Rarely used building blocks arousing suspicion
While looking at #2924, I originally suspected pstr_tail_idx as the cause. And in fact the function still seems suspicious to me even though #2925 apparently addresses the problem. In particular, what about this branch:
https://github.com/mthom/scryer-prolog/blob/af99c8c5cefc31f4df1b094bbb19e6c5f9a8e03e/src/machine/heap.rs#L548
When is the tail 2 cells away from the start? Does this case even arise in a place where the function is used?
In fact pstr_tail_idx is only used 4 times in the entire code base. The argument normally has the form pstr_loc + byte_offset, except in one case where it has the form pstr_loc, and that specific case appears in connection with #2924.
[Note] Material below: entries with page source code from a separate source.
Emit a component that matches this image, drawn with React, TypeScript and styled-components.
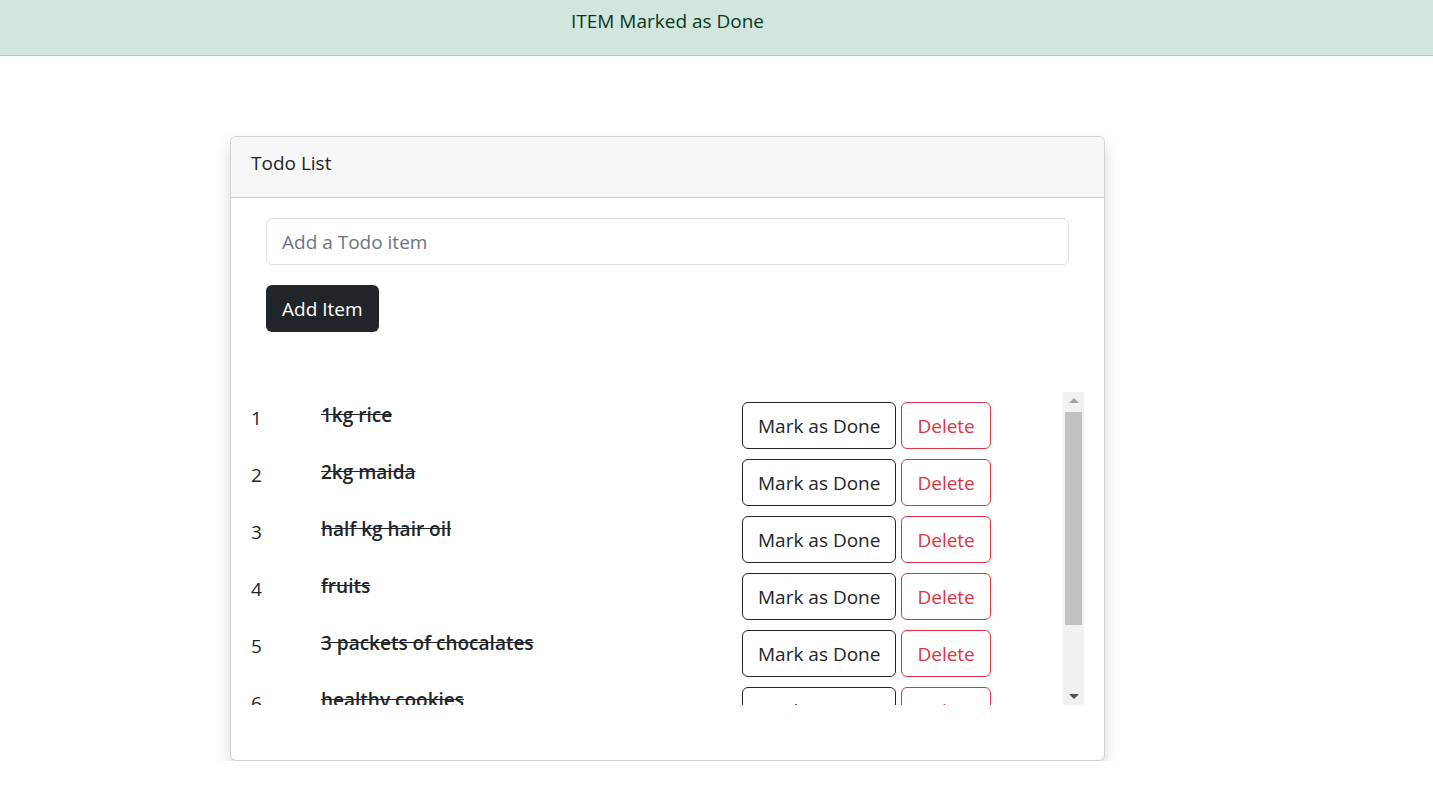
import React from "react";
import styled, { createGlobalStyle } from "styled-components";

const Global = createGlobalStyle`
  html, body { margin: 0; padding: 0; background: #fff; }
  body { font-family: "Open Sans", "Noto Sans", sans-serif; color: #212529; }
  * { box-sizing: border-box; }
`;

const Alert = styled.div`
  height: 56px;
  background: #d1e7dd;
  border-bottom: 1px solid #a3cfbb;
  color: #0a3622;
  font-size: 19px;
  line-height: 42px;
  text-align: center;
  padding-right: 98px;
`;

const Card = styled.div`
  width: 875px;
  margin: 80px 0 0 230px;
  border: 1px solid rgba(0, 0, 0, 0.175);
  border-radius: 6px;
  box-shadow: 0 8px 16px rgba(0, 0, 0, 0.15);
  background: #fff;
  overflow: hidden;
`;

const CardHeader = styled.div`
  height: 61px;
  padding: 11px 20px 0;
  background: #f7f7f7;
  border-bottom: 1px solid rgba(0, 0, 0, 0.175);
  font-size: 19px;
  line-height: 30px;
`;

const CardBody = styled.div`
  padding: 20px 20px 55px 20px;
  display: flex;
  flex-direction: column;
`;

const Form = styled.div`
  padding: 0 15px;
  display: flex;
  flex-direction: column;
  align-items: flex-start;
  gap: 20px;
`;

const Input = styled.input`
  width: 100%;
  height: 47px;
  padding: 0 15px;
  border: 1px solid #dee2e6;
  border-radius: 6px;
  font-family: inherit;
  font-size: 19px;
  color: #212529;
  outline: none;
  &::placeholder { color: #6c757d; }
`;

const DarkButton = styled.button`
  height: 47px;
  padding: 0 16px;
  border: none;
  border-radius: 6px;
  background: #212529;
  color: #fff;
  font-family: inherit;
  font-size: 19px;
`;

const ListWrap = styled.div`
  margin-top: 60px;
  height: 313px;
  display: flex;
`;

const List = styled.div`
  flex: 1;
  overflow: hidden;
  padding-top: 10px;
`;

const ScrollTrack = styled.div`
  width: 21px;
  background: #f1f1f1;
  display: flex;
  flex-direction: column;
  align-items: center;
`;

const ArrowBox = styled.div`
  height: 20px;
  width: 100%;
  display: flex;
  align-items: center;
  justify-content: center;
`;

const Arrow = styled.span<{ $dir: "up" | "down" }>`
  width: 0;
  height: 0;
  border-left: 5px solid transparent;
  border-right: 5px solid transparent;
  ${(p) =>
    p.$dir === "up"
      ? "border-bottom: 5px solid #a3a3a3; margin-top: -3px;"
      : "border-top: 5px solid #505050; margin-top: 3px;"}
`;

const Thumb = styled.div`
  width: 17px;
  height: 213px;
  background: #c1c1c1;
`;

const Spacer = styled.div`
  flex: 1;
`;

const Row = styled.div`
  display: grid;
  grid-template-columns: 70px 421px auto 1fr;
  align-items: start;
  height: 57px;
`;

const Num = styled.span`
  font-size: 19px;
  line-height: 30px;
  margin-top: 1px;
`;

const ItemText = styled.span<{ $done: boolean }>`
  font-size: 19px;
  font-weight: 600;
  line-height: 30px;
  margin-top: -2px;
  text-decoration: ${(p) => (p.$done ? "line-through" : "none")};
`;

const Actions = styled.div`
  display: flex;
  gap: 5px;
`;

const OutlineButton = styled.button<{ $variant: "dark" | "danger" }>`
  height: 47px;
  padding: 0 15px;
  border-radius: 6px;
  background: #fff;
  font-family: inherit;
  font-size: 19px;
  border: 1px solid ${(p) => (p.$variant === "danger" ? "#dc3545" : "#212529")};
  color: ${(p) => (p.$variant === "danger" ? "#dc3545" : "#212529")};
`;

const items = [
  "1kg rice",
  "2kg maida",
  "half kg hair oil",
  "fruits",
  "3 packets of chocalates",
  "healthy cookies",
  "bread",
];

export default function App() {
  return (
    <>
      <Global />
      <Alert>ITEM Marked as Done</Alert>
      <Card>
        <CardHeader>Todo List</CardHeader>
        <CardBody>
          <Form>
            <Input placeholder="Add a Todo item" />
            <DarkButton>Add Item</DarkButton>
          </Form>
          <ListWrap>
            <List>
              {items.map((t, i) => (
                <Row key={t}>
                  <Num>{i + 1}</Num>
                  <ItemText $done>{t}</ItemText>
                  <Actions>
                    <OutlineButton $variant="dark">Mark as Done</OutlineButton>
                    <OutlineButton $variant="danger">Delete</OutlineButton>
                  </Actions>
                </Row>
              ))}
            </List>
            <ScrollTrack>
              <ArrowBox>
                <Arrow $dir="up" />
              </ArrowBox>
              <Thumb />
              <Spacer />
              <ArrowBox>
                <Arrow $dir="down" />
              </ArrowBox>
            </ScrollTrack>
          </ListWrap>
        </CardBody>
      </Card>
    </>
  );
}
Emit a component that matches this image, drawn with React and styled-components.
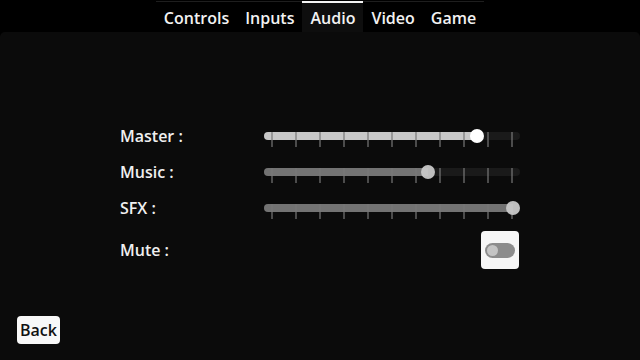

Another such function is read_s:
https://github.com/mthom/scryer-prolog/blob/af99c8c5cefc31f4df1b094bbb19e6c5f9a8e03e/src/machine/machine_state_impl.rs#L345
Again, and I assume by coincidence, only used 4 times in the entire code base, in specific branches of instruction dispatch. These branches appear at least more frequently used than pstr_tail_idx, making the function more likely to be correct.
I wonder whether there are better building blocks that we have not yet found, building blocks that are simpler and more generally useful than such isolated functions which, despite sounding so important, are in fact apparently barely necessary at all.
When is the tail 2 cells away from the start?
I think I at least found this out: The tail is 2 cells away if the string ends exactly at a cell boundary:
+----------+
| aaaaaaaa |
+----------+
| 0........|
+----------+
| []/0 +
+----------+
except in one case where it has the form
pstr_loc, and that specific case appears in connection with https://github.com/mthom/scryer-prolog/issues/2924.
And that specific case was found in systematic tests by @haijinSk to also lead to a crash (https://github.com/mthom/scryer-prolog/issues/2924#issuecomment-2844231241), addressed in #2934.
What other rare conditions lurk in this code? Can we somehow reduce the number of obscure places that can lead to a crash? Or test everything more systematically, to ensure that as many different situations as possible are tested?